AN: I am also collaborating with Reynaldo, we are partnering up to take his acting school, which already has over four hundred students in Bolivia, to Puerto Rico because there I did not have the opportunities and the choices to start training. I waited until I got to L.A when I was 21-years-old. I want to offer that option and make it accessible to younger people and adults for them to have good training, to have a solid foundation and be able to provide that for them. In fact I am also working with him on getting some sponsorships to create a scholarship program where we give a free ride to two to three students per course. The course is a two year course, so we want to give them a free ride for those two years every new group that starts. If somebody is really passionate about it (acting) then I would love nothing more than to be able to help provide that for someone that I see that part of me as well.

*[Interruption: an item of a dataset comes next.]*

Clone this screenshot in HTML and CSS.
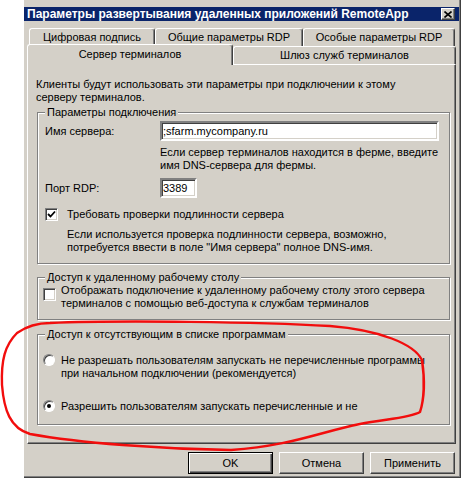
FILE: index.html
```html
<!DOCTYPE html>
<html lang="ru">
<head>
<meta charset="utf-8">
<title>Параметры развертывания удаленных приложений RemoteApp</title>
<link rel="stylesheet" href="styles.css">
</head>
<body>
<div class="dialog">
  <div class="titlebar">
    <span class="title">Параметры развертывания удаленных приложений RemoteApp</span>
    <span class="close"><svg width="8" height="7" viewBox="0 0 8 7"><path d="M0.5 0.5 L7.5 6.5 M7.5 0.5 L0.5 6.5" stroke="#000" stroke-width="1.6" fill="none"/></svg></span>
  </div>
  <div class="tabs">
    <div class="tabrow back">
      <div class="tab t1">Цифровая подпись</div>
      <div class="tab t2">Общие параметры RDP</div>
      <div class="tab t3">Особые параметры RDP</div>
    </div>
    <div class="tabrow front">
      <div class="tab sel">Сервер терминалов</div>
      <div class="tab t5">Шлюз служб терминалов</div>
    </div>
  </div>
  <div class="panel">
    <p class="intro">Клиенты будут использовать эти параметры при подключении к этому<br>серверу терминалов.</p>

    <fieldset class="group g1">
      <legend>Параметры подключения</legend>
      <div class="field">
        <span class="lbl">Имя сервера:</span>
        <span class="input wide">;sfarm.mycompany.ru</span>
      </div>
      <p class="note">Если сервер терминалов находится в ферме, введите<br>имя DNS-сервера для фермы.</p>
      <div class="field port">
        <span class="lbl">Порт RDP:</span>
        <span class="input narrow">3389</span>
      </div>
      <div class="check c1">
        <span class="box"><svg width="9" height="9" viewBox="0 0 9 9"><path d="M1 4 L3.5 6.5 L8 1.5" stroke="#000" stroke-width="1.8" fill="none"/></svg></span>
        <span class="clabel">Требовать проверки подлинности сервера</span>
      </div>
      <p class="note2">Если используется проверка подлинности сервера, возможно,<br>потребуется ввести в поле "Имя сервера" полное DNS-имя.</p>
    </fieldset>

    <fieldset class="group g2">
      <legend>Доступ к удаленному рабочему столу</legend>
      <div class="check c2">
        <span class="box"></span>
        <span class="clabel">Отображать подключение к удаленному рабочему столу этого сервера<br>терминалов с помощью веб-доступа к службам терминалов</span>
      </div>
    </fieldset>

    <fieldset class="group g3">
      <legend>Доступ к отсутствующим в списке программам</legend>
      <div class="radio r1">
        <span class="dot"></span>
        <span class="clabel">Не разрешать пользователям запускать не перечисленные программы<br>при начальном подключении (рекомендуется)</span>
      </div>
      <div class="radio r2">
        <span class="dot on"></span>
        <span class="clabel">Разрешить пользователям запускать перечисленные и не</span>
      </div>
    </fieldset>
  </div>
  <div class="buttons">
    <span class="btn default">OK</span>
    <span class="btn">Отмена</span>
    <span class="btn">Применить</span>
  </div>
</div>
<svg class="annot" width="462" height="480" viewBox="0 0 462 480">
  <path d="M50 323 C120 320, 260 322, 330 326 C380 330, 414 344, 422 360 C425 380, 424 400, 420 412 C410 418, 385 419, 360 424 C320 432, 290 446, 231 450 C160 449, 80 443, 30 434 C10 428, 4 410, 2 385 C1 360, 5 345, 17 333 C27 326, 40 323, 50 323 Z" stroke="#f20d0d" stroke-width="2.4" fill="none" stroke-linejoin="round"/>
</svg>
</body>
</html>
```
FILE: styles.css
```css
* { box-sizing: border-box; }

body {
  margin: 0;
  background: #fff;
  font: 11px/13px "Liberation Sans", Arial, sans-serif;
  color: #000;
  position: relative;
  width: 462px;
  height: 480px;
  overflow: hidden;
}

.dialog {
  margin-left: 24px;
  width: 437px;
  height: 478px;
  background: #d4d0c8;
  border-right: 1px solid #404040;
  border-bottom: 1px solid #404040;
  box-shadow: inset -1px -1px 0 #808080;
  padding-top: 7px;
  display: flex;
  flex-direction: column;
}

.titlebar {
  height: 14px;
  margin-right: 1px;
  background: #0a246a;
  color: #fff;
  font-weight: bold;
  font-size: 12px;
  line-height: 14px;
  display: flex;
  align-items: center;
  justify-content: space-between;
  padding: 0 4px 0 3px;
  white-space: nowrap;
}

.close {
  width: 14px;
  height: 12px;
  background: #d4d0c8;
  border: 1px solid;
  border-color: #fff #404040 #404040 #fff;
  box-shadow: inset -1px -1px 0 #808080;
  display: flex;
  align-items: center;
  justify-content: center;
}

.tabs {
  margin: 7px 0 0 3px;
  width: 429px;
}

.tabrow {
  display: flex;
  height: 18px;
}

.tabrow.back { padding-left: 2px; }

.tabrow.front {
  position: relative;
  z-index: 2;
}

.tab {
  height: 18px;
  border: 1px solid;
  border-color: #fff #404040 transparent #fff;
  border-bottom: none;
  border-radius: 3px 3px 0 0;
  box-shadow: inset -1px 0 0 #808080;
  background: #d4d0c8;
  text-align: center;
  line-height: 17px;
  white-space: nowrap;
}

.t1 { width: 126px; }
.t2 { width: 148px; }
.t3 { width: 152px; }
.t5 { width: 223px; }

.tab.sel {
  width: 206px;
  height: 21px;
  margin-top: -2px;
  line-height: 18px;
  position: relative;
  z-index: 3;
}

.panel {
  width: 429px;
  height: 380px;
  margin-left: 3px;
  border: 1px solid;
  border-color: #fff #404040 #404040 #fff;
  box-shadow: inset -1px -1px 0 #808080;
  padding: 13px 0 0 8px;
}

.intro {
  margin: 0;
  white-space: nowrap;
}

.group {
  margin: 2px 5px 0 1px;
  border: 1px solid #808080;
  box-shadow: 1px 1px 0 #fff, inset 1px 1px 0 #fff;
  padding: 0 0 9px 7px;
  min-width: 0;
}

.group legend {
  padding: 0 2px;
  line-height: 13px;
  background: #d4d0c8;
  white-space: nowrap;
}

.field {
  display: flex;
  align-items: center;
  height: 20px;
  margin-top: 2px;
}

.lbl { width: 115px; flex: none; }

.input {
  height: 20px;
  border: 2px solid;
  border-color: #808080 #fff #fff #808080;
  box-shadow: inset 1px 1px 0 #404040, inset -1px -1px 0 #d4d0c8;
  background: #fff;
  padding-left: 1px;
  line-height: 16px;
  white-space: nowrap;
}

.input.wide { width: 279px; }
.input.narrow { width: 37px; }

.note {
  margin: 5px 0 0 115px;
  white-space: nowrap;
}

.field.port { margin-top: 6px; }

.check, .radio {
  display: flex;
  align-items: flex-start;
}

.check.c1 { margin-top: 10px; }

.box {
  width: 13px;
  height: 13px;
  flex: none;
  border: 1px solid;
  border-color: #808080 #fff #fff #808080;
  box-shadow: inset 1px 1px 0 #404040, inset -1px -1px 0 #d4d0c8;
  background: #fff;
  display: flex;
  align-items: center;
  justify-content: center;
}

.c1 .clabel { margin-left: 9px; white-space: nowrap; }

.note2 {
  margin: 7px 0 0 22px;
  white-space: nowrap;
}

.g2 { margin-top: 7px; padding-bottom: 9px; }

.c2 .box { margin: 4px 0 0 -2px; }
.c2 .clabel { margin: 0 0 0 5px; white-space: nowrap; }

.g3 { margin-top: 8px; padding-bottom: 11px; }

.radio.r1 { margin-top: 13px; }
.radio.r2 { margin-top: 20px; }

.dot {
  width: 12px;
  height: 12px;
  flex: none;
  margin: 0 0 0 -2px;
  border-radius: 50%;
  border: 1px solid;
  border-color: #808080 #fff #fff #808080;
  box-shadow: inset 1px 1px 0 #404040;
  background: #fff;
  display: flex;
  align-items: center;
  justify-content: center;
}

.dot.on::after {
  content: "";
  width: 4px;
  height: 4px;
  border-radius: 50%;
  background: #000;
}

.radio .clabel { margin-left: 6px; white-space: nowrap; }

.buttons {
  display: flex;
  justify-content: flex-end;
  gap: 6px;
  margin: 8px 5px 0 0;
}

.btn {
  width: 85px;
  height: 22px;
  border: 1px solid;
  border-color: #fff #404040 #404040 #fff;
  box-shadow: inset -1px -1px 0 #808080;
  text-align: center;
  line-height: 20px;
}

.btn.default {
  border-color: #000;
  box-shadow: inset 1px 1px 0 #fff, inset -1px -1px 0 #404040, inset -2px -2px 0 #808080;
}

.annot {
  position: absolute;
  left: 0;
  top: 0;
  pointer-events: none;
}
```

LH: Tell us about your big dreams?
AN: Well the major one I have is to be a father, have a family. I love kids, and I would love to share my life and everything that I want to accomplish with them. I want to teach them and learn from them, that’s a beautiful gift that I very much look forward to.
On the professional side, my dream is to be able to work consistently in films that tell stories that provoke thought, so people can question, reflect, and to challenge their ideas and themselves. Films which will create awareness and spark some change in people. I want to be able to work on bigger films that allow me to reach people around the world. Ultimately my dream which is bigger than myself, my career and family, is to do humanitarian work. I want to be of service and I want to get back. It is the road map I was given, this passion that I was born with is what will drive me in to the direction of being able to do that humanitarian work. Getting a certain amount of success and recognition puts you in a position to be able to have a stronger voice. It’s important to have the opportunity to be in that position in the media and use it to motivate and influence people to do good, to give back and to promote ideas that are worth hearing. I feel good. I feel pretty optimistic and I have faith that I will get there.